This story is definitely a ray of hope for newspapers – but the race now is to see if they can get their online operations up and generating money in time to keep the house of cards of their print editions from completely imploding. From the studies I’ve done for the NAA (soon to be published in their entirety in this space, I promise), the newspapers in the U.S. lag far, far behind their counterparts in Europe or even Latin America.

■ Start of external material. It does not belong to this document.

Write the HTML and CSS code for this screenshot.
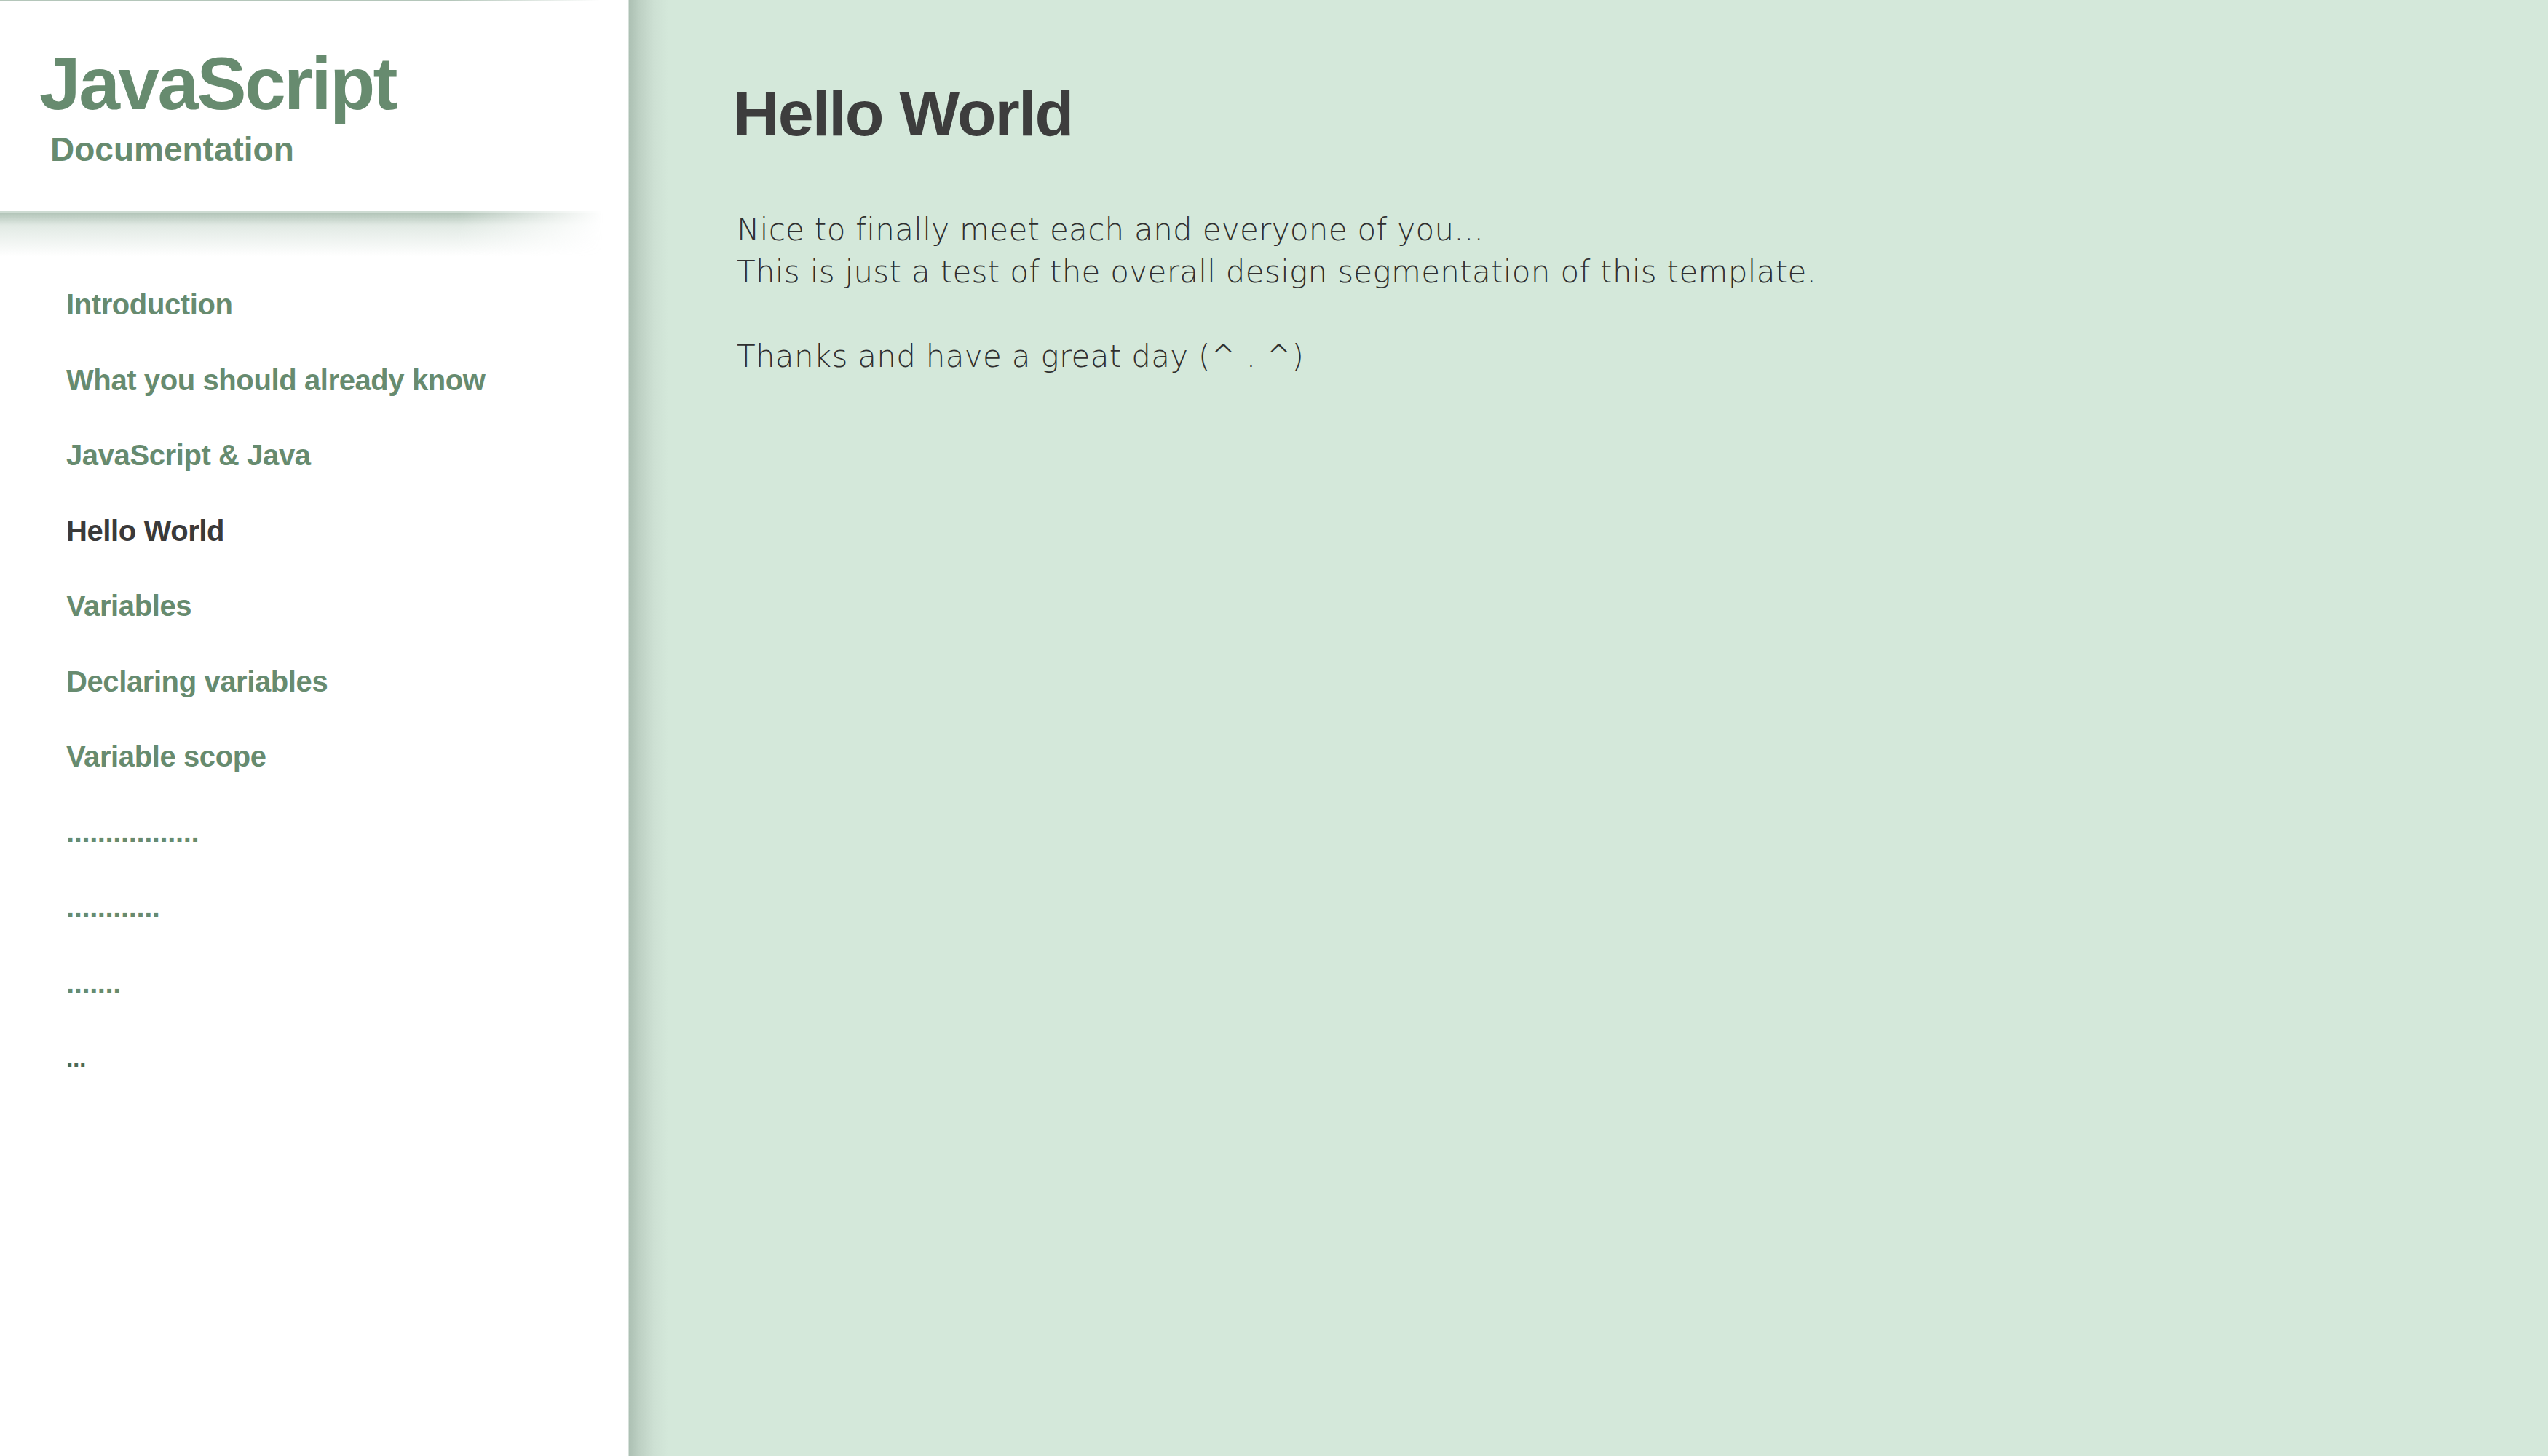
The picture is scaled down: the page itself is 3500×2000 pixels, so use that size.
FILE: index.html
```html
<!DOCTYPE html>
<html lang="en">
<head>
<meta charset="utf-8">
<title>JavaScript Documentation</title>
<link rel="stylesheet" href="styles.css">
</head>
<body>
<div class="layout">
  <aside class="sidebar">
    <header class="brand">
      <div class="brand-title">JavaScript</div>
      <div class="brand-sub">Documentation</div>
    </header>
    <nav class="nav">
      <a class="nav-link" href="#">Introduction</a>
      <a class="nav-link" href="#">What you should already know</a>
      <a class="nav-link" href="#">JavaScript &amp; Java</a>
      <a class="nav-link nav-link-active" href="#">Hello World</a>
      <a class="nav-link" href="#">Variables</a>
      <a class="nav-link" href="#">Declaring variables</a>
      <a class="nav-link" href="#">Variable scope</a>
      <a class="nav-link" href="#">.................</a>
      <a class="nav-link" href="#">............</a>
      <a class="nav-link" href="#">.......</a>
      <a class="nav-link nav-link-more" href="#">...</a>
    </nav>
  </aside>
  <main class="content">
    <h1 class="page-title">Hello World</h1>
    <p class="page-text">Nice to finally meet each and everyone of you...<br>This is just a test of the overall design segmentation of this template.<br><br>Thanks and have a great day (^ . ^)</p>
  </main>
</div>
</body>
</html>
```
FILE: styles.css
```css
html, body {
  margin: 0;
  padding: 0;
  height: 100%;
}

body {
  font-family: "Liberation Sans", Arial, sans-serif;
  background: #d4e8da;
}

.layout {
  display: flex;
  height: 100vh;
}

.sidebar {
  width: 864px;
  flex: 0 0 864px;
  background: #ffffff;
  border-right: 1px solid #d6e0da;
  box-sizing: border-box;
  display: flex;
  flex-direction: column;
  position: relative;
  z-index: 1;
}

.brand {
  height: 290px;
  box-sizing: border-box;
  padding: 64px 0 0 54px;
  background: #ffffff;
  position: relative;
}

.brand::before {
  content: "";
  position: absolute;
  left: 0;
  top: 0;
  width: 830px;
  height: 2px;
  background: linear-gradient(to right, #b4c6ba 0, #b4c6ba 620px, rgba(255, 255, 255, 0) 825px);
}

.brand::after {
  content: "";
  position: absolute;
  left: 0;
  top: 100%;
  width: 830px;
  height: 60px;
  border-top: 2px solid #cddbd2;
  background: linear-gradient(to bottom, rgba(150, 175, 158, 0.75) 0, rgba(190, 208, 196, 0.45) 18px, rgba(255, 255, 255, 0) 60px);
  -webkit-mask-image: linear-gradient(to right, #000 0, #000 630px, transparent 828px);
  mask-image: linear-gradient(to right, #000 0, #000 630px, transparent 828px);
}

.brand-title {
  font-weight: 700;
  font-size: 102px;
  line-height: 102px;
  letter-spacing: -2.6px;
  color: #678b6f;
}

.brand-sub {
  margin: 16px 0 0 15px;
  font-weight: 700;
  font-size: 46px;
  line-height: 46px;
  color: #678b6f;
}

.nav {
  display: flex;
  flex-direction: column;
  padding: 77px 0 0 91px;
}

.nav-link {
  display: block;
  font-weight: 700;
  font-size: 40px;
  line-height: 103.5px;
  letter-spacing: -0.4px;
  color: #678b6f;
  text-decoration: none;
}

.nav-link-active {
  color: #3a3a3a;
}

.nav-link-more {
  color: #4c6a56;
  font-size: 34px;
}

.content {
  flex: 1;
  padding: 112px 0 0 143px;
  background: linear-gradient(to right, #acc0b3 0, #bdd0c3 14px, #cde0d3 34px, #d4e8da 54px);
}

.page-title {
  margin: 0;
  font-family: "Liberation Sans", Arial, sans-serif;
  font-weight: 700;
  font-size: 88px;
  line-height: 88px;
  letter-spacing: -1.9px;
  color: #3d3d3d;
}

.page-text {
  margin: 87px 0 0 5px;
  font-family: "DejaVu Sans", sans-serif;
  font-weight: 200;
  font-size: 42px;
  line-height: 58px;
  letter-spacing: 0.3px;
  color: #2f2f2f;
}
```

I’m not sure if that’s a function of how much more tightly the internet is integrated into society overseas, or (my guess) it’s that the penurious Boards of Directors here in the U.S. refuse to put a single nickel into innovation without there being 10,000 studies and focus groups and assessments and consultants, all to CYA their frightened, shivering, cowardly little-boy asses in the eventuality that the move they make doesn’t work out. Because the one thing that can’t happen in Corporate America is to be accountable for a decision that doesn’t work out.

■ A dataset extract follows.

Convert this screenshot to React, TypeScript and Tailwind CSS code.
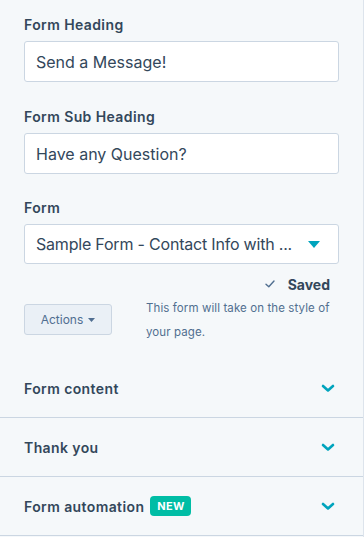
import React from 'react';

function Chevron() {
    return (
        <svg width="14" height="9" viewBox="0 0 14 9" fill="none">
            <path d="M2 2l5 4.5L12 2" stroke="#00a4bd" strokeWidth="2.6" strokeLinecap="round" strokeLinejoin="round" />
        </svg>
    );
}

function AccordionRow({ title, badge }: { title: string; badge?: string }) {
    return (
        <div className="h-[59px] border-b border-[#cbd6e2] flex items-center justify-between pl-6 pr-[28px]">
            <div className="flex items-center gap-[6px]">
                <span className="text-[14px] font-semibold tracking-[0.4px] text-[#33475b]">{title}</span>
                {badge && (
                    <span className="h-[20px] w-[41px] rounded-[4px] bg-[#00bda5] text-white text-[11px] font-bold flex items-center justify-center tracking-wide">
                        {badge}
                    </span>
                )}
            </div>
            <Chevron />
        </div>
    );
}

export default function App() {
    return (
        <div className="w-[364px] h-[537px] overflow-hidden bg-[#f5f8fa] border-r border-[#dde4ec] text-[#33475b]" style={{ fontFamily: 'Inter, "Noto Sans", sans-serif' }}>
            {/* FIELDS */}
            <div className="px-6 pt-[15px]">
                <div className="text-[14px] font-semibold tracking-[0.4px] leading-5 mb-[6px]">Form Heading</div>
                <div className="h-[41px] bg-white border border-[#cbd6e2] rounded-[3px] flex items-center px-[11px] text-[16px]">Send a Message!</div>

                <div className="text-[14px] font-semibold tracking-[0.4px] leading-5 mt-[25px] mb-[6px]">Form Sub Heading</div>
                <div className="h-[41px] bg-white border border-[#cbd6e2] rounded-[3px] flex items-center px-[11px] text-[16px]">Have any Question?</div>

                <div className="text-[14px] font-semibold tracking-[0.4px] leading-5 mt-[24px] mb-[6px]">Form</div>
                <div className="h-[40px] bg-white border border-[#cbd6e2] rounded-[3px] flex items-center justify-between pl-[11px] pr-[18px] text-[16px]">
                    <span className="whitespace-nowrap tracking-[-0.2px]">Sample Form - Contact Info with ...</span>
                    <svg width="12" height="7" viewBox="0 0 12 7" className="shrink-0 ml-2">
                        <path d="M0 0h12L6 7z" fill="#00a4bd" />
                    </svg>
                </div>

                {/* SAVED */}
                <div className="h-[20px] mt-[10px] flex items-center justify-end gap-[13px] pr-[9px]">
                    <svg width="10" height="8" viewBox="0 0 10 8" fill="none">
                        <path d="M1 4.2l2.8 2.6L9 1" stroke="#516f90" strokeWidth="1.4" strokeLinecap="round" strokeLinejoin="round" />
                    </svg>
                    <span className="text-[14px] font-bold">Saved</span>
                </div>

                {/* ACTIONS */}
                <div className="flex items-start mt-[2px]">
                    <button className="mt-[8px] w-[88px] h-[31px] shrink-0 bg-[#eaf0f6] border border-[#cbd6e2] rounded-[3px] flex items-center justify-center gap-[5px] text-[12px] text-[#506e91]">
                        Actions
                        <svg width="7" height="4" viewBox="0 0 7 4">
                            <path d="M0 0h7L3.5 4z" fill="#506e91" />
                        </svg>
                    </button>
                    <p className="ml-[34px] text-[11.5px] tracking-[0.1px] leading-[24px] text-[#516f90] w-[193px]">This form will take on the style of your page.</p>
                </div>
            </div>

            {/* ACCORDION */}
            <div className="mt-[15px]">
                <AccordionRow title="Form content" />
                <AccordionRow title="Thank you" />
                <AccordionRow title="Form automation" badge="NEW" />
            </div>
        </div>
    );
}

Overseas, that is not the defining characteristic. They try new stuff every day. Plenty of it doesn’t work out. Rather than slipping into a protracted period of navel-gazing, where the person responsible is hunted down, smoked out of his hole and his skinned, salted hide is nailed to the boardroom wall, they just shrug and try the next thing. Shit happens. Next.

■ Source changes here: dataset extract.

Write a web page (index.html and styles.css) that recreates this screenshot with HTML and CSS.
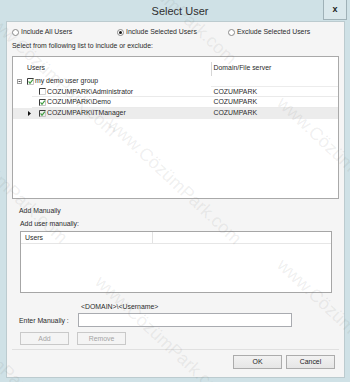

So with all the sturm und drang about how the young people are paying attention to the news, reading, all they do is watch Jon Stewart and think that’s Foreign Affairs Quarterly, blah blah frickedy blah … comes this stat:
And preliminary results of a second study, conducted by market research firm Scarborough Research, found more evidence that younger people are interested in news, just not the print version. The study found, for example, that 37 percent of adults who visited The Washington Post’s Web site in the past 30 days were ages 18 to 34, while only 26 percent of the newspaper’s print readers fall into the same age bracket.
According to NAA data culled from more than 100 newspapers in most major metropolitan markets, unique visitors to newspaper Web sites rose 21 percent from January to December last year. Younger demographic groups reading online editions helped local newspapers extend their reach beyond the print market by 14 percent among 25- to 34-year-olds and 9 percent among 18- to 24-year-olds, the NAA said in its report, released at its annual convention this week in Chicago.